• Problem to work on
Copy out all the lines in the records that include the word "image".

• Records supplied
────────────────────────────────────────
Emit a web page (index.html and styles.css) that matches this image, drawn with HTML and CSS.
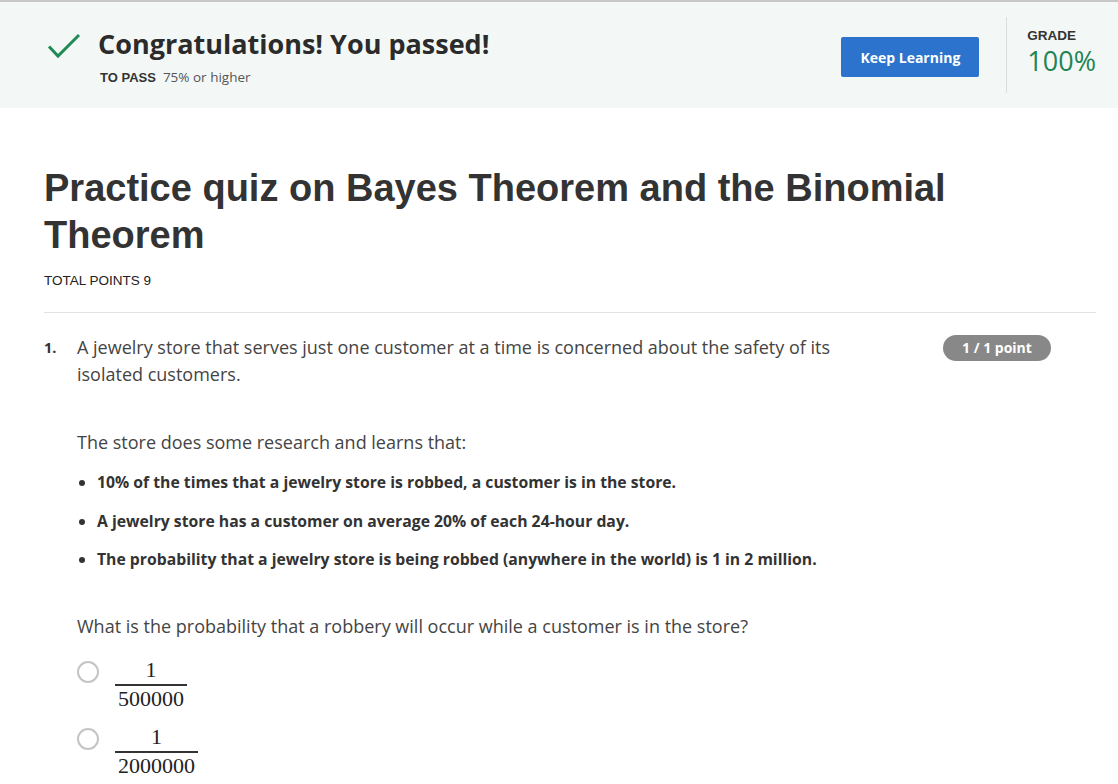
────────────────────────────────────────
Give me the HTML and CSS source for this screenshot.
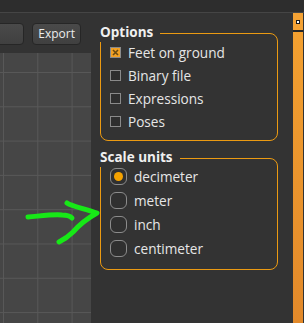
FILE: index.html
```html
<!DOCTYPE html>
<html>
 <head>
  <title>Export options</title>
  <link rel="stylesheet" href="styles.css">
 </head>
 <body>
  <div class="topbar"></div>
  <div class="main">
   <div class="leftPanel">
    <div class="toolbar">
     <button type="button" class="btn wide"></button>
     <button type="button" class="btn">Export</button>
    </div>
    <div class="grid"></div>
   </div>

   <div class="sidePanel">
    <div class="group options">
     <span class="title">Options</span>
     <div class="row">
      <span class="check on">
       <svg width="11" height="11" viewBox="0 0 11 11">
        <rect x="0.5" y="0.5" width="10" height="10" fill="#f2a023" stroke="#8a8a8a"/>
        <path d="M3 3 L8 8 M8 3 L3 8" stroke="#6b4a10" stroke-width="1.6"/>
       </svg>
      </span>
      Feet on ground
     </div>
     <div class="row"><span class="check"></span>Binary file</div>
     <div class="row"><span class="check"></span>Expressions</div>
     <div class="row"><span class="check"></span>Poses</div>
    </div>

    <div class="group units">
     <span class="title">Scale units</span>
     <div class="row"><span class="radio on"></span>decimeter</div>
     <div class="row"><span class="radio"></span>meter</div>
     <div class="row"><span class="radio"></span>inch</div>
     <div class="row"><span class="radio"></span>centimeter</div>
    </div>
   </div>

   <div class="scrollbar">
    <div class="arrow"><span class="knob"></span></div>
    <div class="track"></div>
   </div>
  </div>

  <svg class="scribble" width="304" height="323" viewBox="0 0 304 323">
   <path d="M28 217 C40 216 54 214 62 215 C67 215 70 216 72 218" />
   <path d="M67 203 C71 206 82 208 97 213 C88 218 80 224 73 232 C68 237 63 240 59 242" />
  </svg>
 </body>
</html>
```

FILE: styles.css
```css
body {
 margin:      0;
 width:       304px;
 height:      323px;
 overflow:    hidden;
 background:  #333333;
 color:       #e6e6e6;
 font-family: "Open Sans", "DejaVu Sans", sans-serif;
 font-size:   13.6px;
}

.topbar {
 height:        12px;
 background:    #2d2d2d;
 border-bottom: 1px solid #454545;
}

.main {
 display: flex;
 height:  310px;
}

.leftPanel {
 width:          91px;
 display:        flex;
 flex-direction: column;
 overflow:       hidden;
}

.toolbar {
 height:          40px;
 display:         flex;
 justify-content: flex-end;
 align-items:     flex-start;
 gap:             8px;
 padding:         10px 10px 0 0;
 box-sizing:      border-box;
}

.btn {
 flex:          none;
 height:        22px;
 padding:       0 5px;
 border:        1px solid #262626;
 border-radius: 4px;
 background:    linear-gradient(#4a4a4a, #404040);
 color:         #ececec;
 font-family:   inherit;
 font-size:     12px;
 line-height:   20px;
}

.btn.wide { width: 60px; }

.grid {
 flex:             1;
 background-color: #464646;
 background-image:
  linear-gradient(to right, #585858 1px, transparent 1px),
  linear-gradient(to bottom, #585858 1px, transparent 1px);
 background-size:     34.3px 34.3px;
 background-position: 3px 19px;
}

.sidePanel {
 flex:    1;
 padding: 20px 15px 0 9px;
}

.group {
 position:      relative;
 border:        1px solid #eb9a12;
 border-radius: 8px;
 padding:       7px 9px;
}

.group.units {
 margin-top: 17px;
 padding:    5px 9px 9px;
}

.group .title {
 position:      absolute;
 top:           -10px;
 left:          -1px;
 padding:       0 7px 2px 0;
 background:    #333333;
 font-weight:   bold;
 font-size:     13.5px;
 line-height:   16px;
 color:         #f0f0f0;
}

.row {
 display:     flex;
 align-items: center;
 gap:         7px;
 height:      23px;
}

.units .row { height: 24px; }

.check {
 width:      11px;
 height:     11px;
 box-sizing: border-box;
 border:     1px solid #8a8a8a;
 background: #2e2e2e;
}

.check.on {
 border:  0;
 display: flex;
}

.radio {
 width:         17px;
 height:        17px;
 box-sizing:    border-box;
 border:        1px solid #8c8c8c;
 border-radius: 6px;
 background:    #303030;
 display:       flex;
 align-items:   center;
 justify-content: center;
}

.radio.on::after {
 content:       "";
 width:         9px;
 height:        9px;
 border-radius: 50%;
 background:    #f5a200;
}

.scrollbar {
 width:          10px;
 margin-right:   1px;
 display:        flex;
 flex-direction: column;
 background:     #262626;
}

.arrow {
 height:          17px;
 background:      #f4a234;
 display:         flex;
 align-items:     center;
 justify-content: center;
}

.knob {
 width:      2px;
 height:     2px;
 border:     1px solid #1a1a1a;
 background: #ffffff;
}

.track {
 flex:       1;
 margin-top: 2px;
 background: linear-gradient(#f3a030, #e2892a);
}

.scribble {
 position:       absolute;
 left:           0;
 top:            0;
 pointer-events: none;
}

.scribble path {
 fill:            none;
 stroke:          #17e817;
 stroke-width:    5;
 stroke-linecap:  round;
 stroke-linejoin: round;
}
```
────────────────────────────────────────
• Solution for this exercise
Emit a web page (index.html and styles.css) that matches this image, drawn with HTML and CSS.
 background-image:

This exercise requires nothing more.